* START Given data *

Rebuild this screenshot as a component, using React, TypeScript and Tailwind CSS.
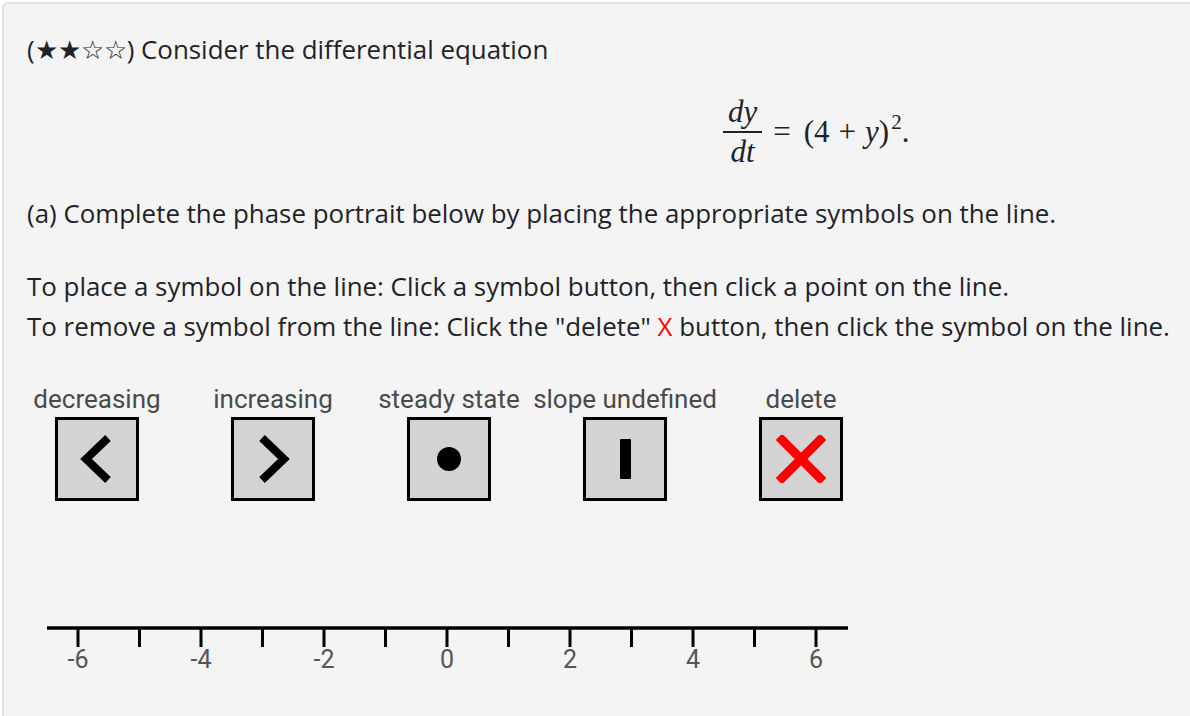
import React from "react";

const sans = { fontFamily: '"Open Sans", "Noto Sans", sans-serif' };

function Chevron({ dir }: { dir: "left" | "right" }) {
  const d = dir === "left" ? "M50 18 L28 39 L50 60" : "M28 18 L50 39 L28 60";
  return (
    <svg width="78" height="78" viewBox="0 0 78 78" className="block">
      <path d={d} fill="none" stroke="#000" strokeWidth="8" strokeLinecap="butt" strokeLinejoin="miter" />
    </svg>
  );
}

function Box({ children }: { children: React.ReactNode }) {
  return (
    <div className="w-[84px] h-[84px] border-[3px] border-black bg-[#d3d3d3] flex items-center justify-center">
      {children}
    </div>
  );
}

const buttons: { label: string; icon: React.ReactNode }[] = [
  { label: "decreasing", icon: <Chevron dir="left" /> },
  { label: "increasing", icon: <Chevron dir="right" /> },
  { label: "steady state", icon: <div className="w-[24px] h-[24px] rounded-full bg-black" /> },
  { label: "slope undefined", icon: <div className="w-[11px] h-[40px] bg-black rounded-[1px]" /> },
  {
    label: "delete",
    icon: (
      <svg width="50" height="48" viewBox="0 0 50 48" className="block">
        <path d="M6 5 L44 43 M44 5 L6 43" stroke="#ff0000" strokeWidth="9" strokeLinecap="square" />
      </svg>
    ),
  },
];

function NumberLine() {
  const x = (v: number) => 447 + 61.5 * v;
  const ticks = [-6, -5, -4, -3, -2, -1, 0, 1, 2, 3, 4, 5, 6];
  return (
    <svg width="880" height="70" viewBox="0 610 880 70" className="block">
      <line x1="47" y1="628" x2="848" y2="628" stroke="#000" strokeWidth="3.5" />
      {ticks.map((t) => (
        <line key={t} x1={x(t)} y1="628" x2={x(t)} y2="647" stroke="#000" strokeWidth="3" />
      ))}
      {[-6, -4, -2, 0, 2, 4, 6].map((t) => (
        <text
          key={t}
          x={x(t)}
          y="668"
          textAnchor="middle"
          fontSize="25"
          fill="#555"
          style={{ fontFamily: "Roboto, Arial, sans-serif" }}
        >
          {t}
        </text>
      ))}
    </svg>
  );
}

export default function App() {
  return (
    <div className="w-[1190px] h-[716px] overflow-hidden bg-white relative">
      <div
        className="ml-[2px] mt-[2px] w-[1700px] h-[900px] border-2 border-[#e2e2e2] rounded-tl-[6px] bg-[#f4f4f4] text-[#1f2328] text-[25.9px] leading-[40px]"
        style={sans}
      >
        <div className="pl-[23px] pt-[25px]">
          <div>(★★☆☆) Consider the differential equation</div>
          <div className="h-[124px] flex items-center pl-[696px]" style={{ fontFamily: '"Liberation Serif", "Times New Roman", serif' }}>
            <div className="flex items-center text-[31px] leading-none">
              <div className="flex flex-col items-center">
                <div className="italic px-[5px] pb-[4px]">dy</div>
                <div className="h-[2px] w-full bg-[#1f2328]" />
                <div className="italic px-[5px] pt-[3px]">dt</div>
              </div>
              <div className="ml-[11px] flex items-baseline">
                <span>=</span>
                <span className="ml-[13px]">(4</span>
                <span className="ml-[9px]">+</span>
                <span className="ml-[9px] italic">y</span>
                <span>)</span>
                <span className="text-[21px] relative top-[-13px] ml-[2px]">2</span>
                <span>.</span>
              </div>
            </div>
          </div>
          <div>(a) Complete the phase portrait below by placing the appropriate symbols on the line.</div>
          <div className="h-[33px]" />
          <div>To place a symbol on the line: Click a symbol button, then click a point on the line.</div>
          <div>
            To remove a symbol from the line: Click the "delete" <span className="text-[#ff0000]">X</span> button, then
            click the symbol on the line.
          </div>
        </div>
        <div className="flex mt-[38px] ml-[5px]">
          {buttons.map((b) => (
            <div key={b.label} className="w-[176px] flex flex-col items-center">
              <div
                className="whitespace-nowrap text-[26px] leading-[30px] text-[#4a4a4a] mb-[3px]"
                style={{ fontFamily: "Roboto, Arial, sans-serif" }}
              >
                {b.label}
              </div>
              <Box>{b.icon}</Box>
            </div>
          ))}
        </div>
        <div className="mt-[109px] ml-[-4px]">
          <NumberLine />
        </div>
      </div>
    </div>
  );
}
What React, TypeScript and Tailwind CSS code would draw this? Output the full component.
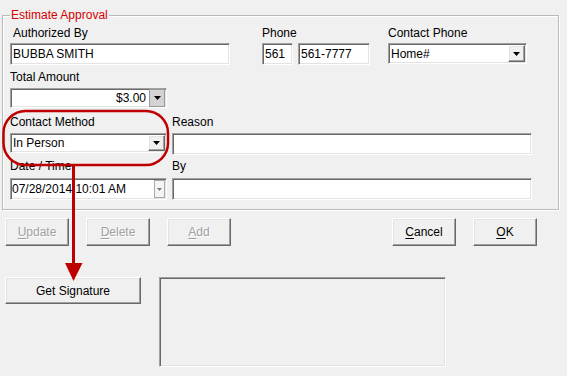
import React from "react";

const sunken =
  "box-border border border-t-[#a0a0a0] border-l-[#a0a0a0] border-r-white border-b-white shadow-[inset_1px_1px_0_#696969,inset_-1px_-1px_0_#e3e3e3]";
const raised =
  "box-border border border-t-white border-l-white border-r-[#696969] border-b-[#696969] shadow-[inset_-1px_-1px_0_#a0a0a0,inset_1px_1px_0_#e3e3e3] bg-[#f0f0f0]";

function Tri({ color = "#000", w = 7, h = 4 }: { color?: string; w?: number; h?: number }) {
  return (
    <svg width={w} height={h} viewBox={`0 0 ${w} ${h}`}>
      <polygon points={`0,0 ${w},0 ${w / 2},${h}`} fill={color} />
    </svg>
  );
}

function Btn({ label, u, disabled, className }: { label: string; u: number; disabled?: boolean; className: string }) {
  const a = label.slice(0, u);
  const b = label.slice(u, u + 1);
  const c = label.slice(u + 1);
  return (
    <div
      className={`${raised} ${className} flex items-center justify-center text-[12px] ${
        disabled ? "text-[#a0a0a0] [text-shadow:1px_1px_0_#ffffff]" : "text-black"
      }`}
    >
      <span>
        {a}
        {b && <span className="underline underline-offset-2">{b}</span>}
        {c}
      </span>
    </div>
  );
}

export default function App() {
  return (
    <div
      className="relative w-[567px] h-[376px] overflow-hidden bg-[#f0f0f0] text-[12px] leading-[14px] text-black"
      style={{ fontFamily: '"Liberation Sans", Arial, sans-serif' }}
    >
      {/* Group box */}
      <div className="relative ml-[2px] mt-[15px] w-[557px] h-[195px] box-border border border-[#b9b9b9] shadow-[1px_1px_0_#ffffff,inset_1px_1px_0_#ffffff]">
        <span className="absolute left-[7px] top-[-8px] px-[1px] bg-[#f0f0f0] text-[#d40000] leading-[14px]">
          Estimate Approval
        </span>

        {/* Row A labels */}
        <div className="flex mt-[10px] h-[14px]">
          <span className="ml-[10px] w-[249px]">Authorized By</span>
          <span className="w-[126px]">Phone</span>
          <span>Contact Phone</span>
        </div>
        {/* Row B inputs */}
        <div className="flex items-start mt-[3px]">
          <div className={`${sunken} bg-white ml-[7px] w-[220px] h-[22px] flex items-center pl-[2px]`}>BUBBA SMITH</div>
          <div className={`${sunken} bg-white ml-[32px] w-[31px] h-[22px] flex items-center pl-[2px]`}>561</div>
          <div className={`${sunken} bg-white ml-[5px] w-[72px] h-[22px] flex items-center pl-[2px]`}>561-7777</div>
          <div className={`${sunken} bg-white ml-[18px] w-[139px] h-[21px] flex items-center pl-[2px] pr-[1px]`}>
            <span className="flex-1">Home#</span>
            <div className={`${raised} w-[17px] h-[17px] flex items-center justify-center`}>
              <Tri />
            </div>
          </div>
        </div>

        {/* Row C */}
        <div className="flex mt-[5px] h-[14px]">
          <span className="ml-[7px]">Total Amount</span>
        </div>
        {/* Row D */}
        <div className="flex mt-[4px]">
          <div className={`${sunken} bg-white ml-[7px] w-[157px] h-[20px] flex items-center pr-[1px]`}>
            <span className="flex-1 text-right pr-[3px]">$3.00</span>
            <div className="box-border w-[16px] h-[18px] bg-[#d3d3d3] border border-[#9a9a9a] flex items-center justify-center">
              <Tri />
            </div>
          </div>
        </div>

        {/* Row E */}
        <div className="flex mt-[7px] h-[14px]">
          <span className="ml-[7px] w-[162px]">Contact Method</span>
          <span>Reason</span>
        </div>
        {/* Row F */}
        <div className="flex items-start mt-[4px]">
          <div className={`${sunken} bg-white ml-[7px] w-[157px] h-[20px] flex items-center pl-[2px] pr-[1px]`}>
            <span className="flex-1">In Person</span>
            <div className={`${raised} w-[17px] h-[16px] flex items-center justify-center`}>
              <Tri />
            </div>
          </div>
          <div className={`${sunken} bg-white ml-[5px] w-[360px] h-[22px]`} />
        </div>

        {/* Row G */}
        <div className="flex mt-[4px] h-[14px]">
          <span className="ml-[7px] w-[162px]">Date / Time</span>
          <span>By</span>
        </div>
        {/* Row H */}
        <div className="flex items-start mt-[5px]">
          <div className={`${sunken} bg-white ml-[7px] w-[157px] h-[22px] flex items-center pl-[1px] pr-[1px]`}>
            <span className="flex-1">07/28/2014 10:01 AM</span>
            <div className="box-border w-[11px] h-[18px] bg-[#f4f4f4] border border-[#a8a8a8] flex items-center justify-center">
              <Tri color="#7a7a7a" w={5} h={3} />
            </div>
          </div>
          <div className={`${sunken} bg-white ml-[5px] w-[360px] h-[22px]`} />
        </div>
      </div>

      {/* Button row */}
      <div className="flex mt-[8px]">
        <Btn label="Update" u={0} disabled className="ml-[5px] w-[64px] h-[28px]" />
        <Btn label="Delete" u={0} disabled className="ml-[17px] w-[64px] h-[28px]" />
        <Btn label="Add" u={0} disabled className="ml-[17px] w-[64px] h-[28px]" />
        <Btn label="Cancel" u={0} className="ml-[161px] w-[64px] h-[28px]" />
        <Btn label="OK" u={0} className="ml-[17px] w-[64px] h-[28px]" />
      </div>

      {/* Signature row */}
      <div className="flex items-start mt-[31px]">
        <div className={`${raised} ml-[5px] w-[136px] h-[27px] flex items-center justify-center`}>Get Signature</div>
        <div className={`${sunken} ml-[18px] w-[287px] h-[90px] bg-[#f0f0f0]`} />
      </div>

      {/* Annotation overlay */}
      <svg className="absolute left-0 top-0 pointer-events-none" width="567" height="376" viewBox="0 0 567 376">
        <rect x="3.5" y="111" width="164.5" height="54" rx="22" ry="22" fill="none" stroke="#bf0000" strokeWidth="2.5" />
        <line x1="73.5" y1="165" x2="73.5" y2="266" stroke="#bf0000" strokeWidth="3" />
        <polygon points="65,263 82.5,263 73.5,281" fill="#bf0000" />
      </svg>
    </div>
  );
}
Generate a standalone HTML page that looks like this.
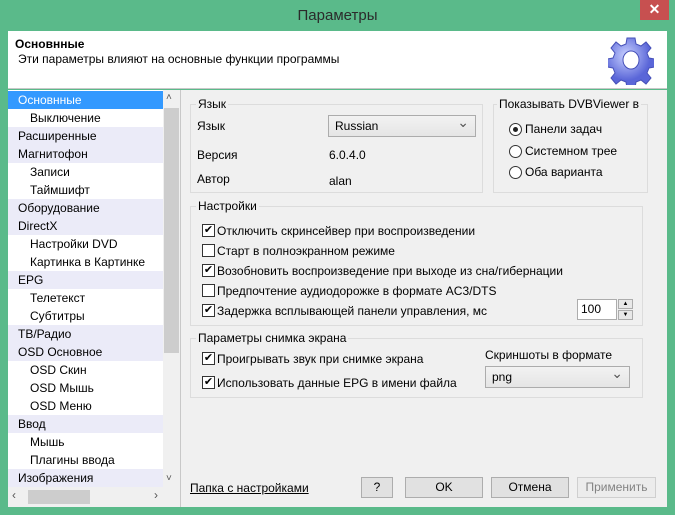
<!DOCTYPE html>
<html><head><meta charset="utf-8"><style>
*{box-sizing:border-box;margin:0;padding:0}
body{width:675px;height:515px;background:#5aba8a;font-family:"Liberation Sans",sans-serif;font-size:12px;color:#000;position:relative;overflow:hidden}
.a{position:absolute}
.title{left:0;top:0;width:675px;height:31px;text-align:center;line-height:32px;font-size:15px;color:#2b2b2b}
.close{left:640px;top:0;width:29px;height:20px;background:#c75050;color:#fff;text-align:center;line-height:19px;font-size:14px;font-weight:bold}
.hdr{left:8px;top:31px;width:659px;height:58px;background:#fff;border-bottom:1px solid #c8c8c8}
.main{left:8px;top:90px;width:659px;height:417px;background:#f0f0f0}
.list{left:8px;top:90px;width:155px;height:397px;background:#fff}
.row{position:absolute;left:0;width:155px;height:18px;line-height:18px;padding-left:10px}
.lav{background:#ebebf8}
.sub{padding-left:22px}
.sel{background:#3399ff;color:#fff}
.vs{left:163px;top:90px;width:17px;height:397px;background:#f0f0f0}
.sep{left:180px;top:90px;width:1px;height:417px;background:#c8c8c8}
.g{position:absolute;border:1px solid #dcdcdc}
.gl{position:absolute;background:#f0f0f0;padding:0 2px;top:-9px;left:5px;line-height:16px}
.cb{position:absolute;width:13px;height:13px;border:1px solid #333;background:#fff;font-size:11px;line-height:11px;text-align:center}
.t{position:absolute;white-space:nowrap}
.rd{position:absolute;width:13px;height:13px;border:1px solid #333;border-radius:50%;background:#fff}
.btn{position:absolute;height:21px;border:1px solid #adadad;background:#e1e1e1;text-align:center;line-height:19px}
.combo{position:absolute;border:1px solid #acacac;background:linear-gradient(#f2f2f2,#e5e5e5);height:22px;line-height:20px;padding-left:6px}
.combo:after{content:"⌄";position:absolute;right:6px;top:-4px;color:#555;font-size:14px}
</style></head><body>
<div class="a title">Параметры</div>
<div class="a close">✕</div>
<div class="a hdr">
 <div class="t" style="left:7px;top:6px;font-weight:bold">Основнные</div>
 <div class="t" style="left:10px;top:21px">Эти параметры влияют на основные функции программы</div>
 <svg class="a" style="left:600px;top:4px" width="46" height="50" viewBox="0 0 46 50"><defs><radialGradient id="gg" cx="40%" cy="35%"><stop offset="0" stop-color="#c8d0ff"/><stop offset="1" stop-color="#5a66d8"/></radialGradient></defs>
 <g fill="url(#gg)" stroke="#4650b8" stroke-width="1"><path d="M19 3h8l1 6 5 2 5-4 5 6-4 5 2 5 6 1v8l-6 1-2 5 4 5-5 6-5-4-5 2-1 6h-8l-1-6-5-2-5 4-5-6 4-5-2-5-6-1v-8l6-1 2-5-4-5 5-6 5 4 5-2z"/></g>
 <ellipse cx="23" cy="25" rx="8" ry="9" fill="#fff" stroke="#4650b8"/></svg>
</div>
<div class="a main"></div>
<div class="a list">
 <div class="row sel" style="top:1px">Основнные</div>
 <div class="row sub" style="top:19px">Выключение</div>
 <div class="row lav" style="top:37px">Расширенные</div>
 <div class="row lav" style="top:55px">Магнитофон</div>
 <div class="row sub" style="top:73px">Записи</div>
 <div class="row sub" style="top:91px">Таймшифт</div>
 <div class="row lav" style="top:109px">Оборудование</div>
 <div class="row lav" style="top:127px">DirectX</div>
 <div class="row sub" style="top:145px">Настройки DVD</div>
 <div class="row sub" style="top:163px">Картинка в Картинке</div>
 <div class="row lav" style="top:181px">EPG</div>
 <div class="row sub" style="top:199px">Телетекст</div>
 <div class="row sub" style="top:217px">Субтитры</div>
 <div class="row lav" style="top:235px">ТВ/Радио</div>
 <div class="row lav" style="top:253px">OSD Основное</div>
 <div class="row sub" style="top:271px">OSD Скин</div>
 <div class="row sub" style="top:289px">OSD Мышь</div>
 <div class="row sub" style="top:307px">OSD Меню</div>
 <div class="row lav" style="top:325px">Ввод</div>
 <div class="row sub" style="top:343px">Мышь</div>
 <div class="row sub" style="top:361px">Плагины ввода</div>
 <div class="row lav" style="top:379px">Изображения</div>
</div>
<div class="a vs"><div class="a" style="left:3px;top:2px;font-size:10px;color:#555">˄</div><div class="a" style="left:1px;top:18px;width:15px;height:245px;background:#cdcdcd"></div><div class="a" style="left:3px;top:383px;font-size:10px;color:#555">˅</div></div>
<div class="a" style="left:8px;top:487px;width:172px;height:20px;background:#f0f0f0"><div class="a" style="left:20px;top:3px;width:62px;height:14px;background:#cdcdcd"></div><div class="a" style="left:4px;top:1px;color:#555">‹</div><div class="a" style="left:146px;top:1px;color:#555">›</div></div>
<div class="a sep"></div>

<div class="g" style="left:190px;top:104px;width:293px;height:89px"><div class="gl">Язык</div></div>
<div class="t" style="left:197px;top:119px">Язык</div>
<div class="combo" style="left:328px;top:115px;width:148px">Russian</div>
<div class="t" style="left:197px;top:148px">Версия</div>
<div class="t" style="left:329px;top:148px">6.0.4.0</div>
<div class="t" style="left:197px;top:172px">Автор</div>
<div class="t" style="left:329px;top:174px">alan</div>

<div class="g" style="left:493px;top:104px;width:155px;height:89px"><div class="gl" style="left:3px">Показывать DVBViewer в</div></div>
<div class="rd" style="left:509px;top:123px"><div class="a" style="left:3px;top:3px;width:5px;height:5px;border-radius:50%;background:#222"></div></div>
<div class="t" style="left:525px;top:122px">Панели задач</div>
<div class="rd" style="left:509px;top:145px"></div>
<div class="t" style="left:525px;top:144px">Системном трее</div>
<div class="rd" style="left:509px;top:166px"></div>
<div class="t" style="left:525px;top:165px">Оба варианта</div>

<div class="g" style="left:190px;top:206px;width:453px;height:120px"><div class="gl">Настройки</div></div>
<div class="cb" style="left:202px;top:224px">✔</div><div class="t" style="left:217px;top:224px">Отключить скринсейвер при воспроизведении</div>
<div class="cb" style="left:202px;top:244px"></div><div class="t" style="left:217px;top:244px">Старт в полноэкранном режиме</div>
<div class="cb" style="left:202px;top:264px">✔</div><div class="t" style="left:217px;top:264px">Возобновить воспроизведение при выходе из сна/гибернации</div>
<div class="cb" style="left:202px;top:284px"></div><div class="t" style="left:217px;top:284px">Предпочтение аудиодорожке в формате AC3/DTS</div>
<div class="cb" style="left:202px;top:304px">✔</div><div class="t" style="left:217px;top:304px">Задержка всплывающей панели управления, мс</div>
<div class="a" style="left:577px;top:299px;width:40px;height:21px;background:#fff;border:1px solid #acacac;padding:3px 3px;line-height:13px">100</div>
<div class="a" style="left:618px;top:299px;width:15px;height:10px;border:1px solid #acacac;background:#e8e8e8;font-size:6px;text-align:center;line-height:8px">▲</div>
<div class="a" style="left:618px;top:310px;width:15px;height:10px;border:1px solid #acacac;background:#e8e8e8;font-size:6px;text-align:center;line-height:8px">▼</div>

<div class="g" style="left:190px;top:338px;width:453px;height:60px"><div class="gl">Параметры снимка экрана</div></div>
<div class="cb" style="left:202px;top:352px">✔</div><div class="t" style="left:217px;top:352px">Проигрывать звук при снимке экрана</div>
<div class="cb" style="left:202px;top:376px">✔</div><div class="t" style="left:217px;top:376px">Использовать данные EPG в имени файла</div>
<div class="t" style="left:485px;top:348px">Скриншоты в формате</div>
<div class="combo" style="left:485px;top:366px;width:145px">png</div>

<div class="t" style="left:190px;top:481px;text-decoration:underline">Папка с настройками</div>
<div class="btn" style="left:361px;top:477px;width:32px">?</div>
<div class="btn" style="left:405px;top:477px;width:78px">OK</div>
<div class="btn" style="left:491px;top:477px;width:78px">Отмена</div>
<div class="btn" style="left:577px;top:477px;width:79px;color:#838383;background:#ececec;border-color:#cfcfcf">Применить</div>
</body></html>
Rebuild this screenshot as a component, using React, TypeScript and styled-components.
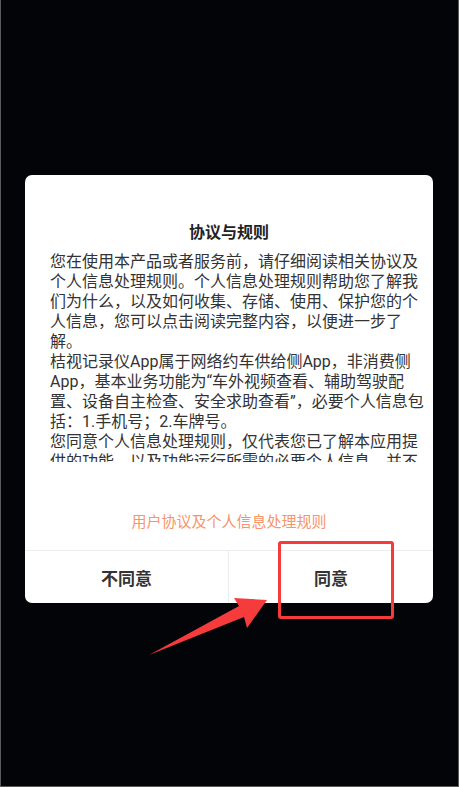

* END Given data *

▸ **What you should do**
Lines that include the word "Tailwind" are to be extracted from the data above.

▸ **Output**
Rebuild this screenshot as a component, using React, TypeScript and Tailwind CSS.
What React, TypeScript and Tailwind CSS code would draw this? Output the full component.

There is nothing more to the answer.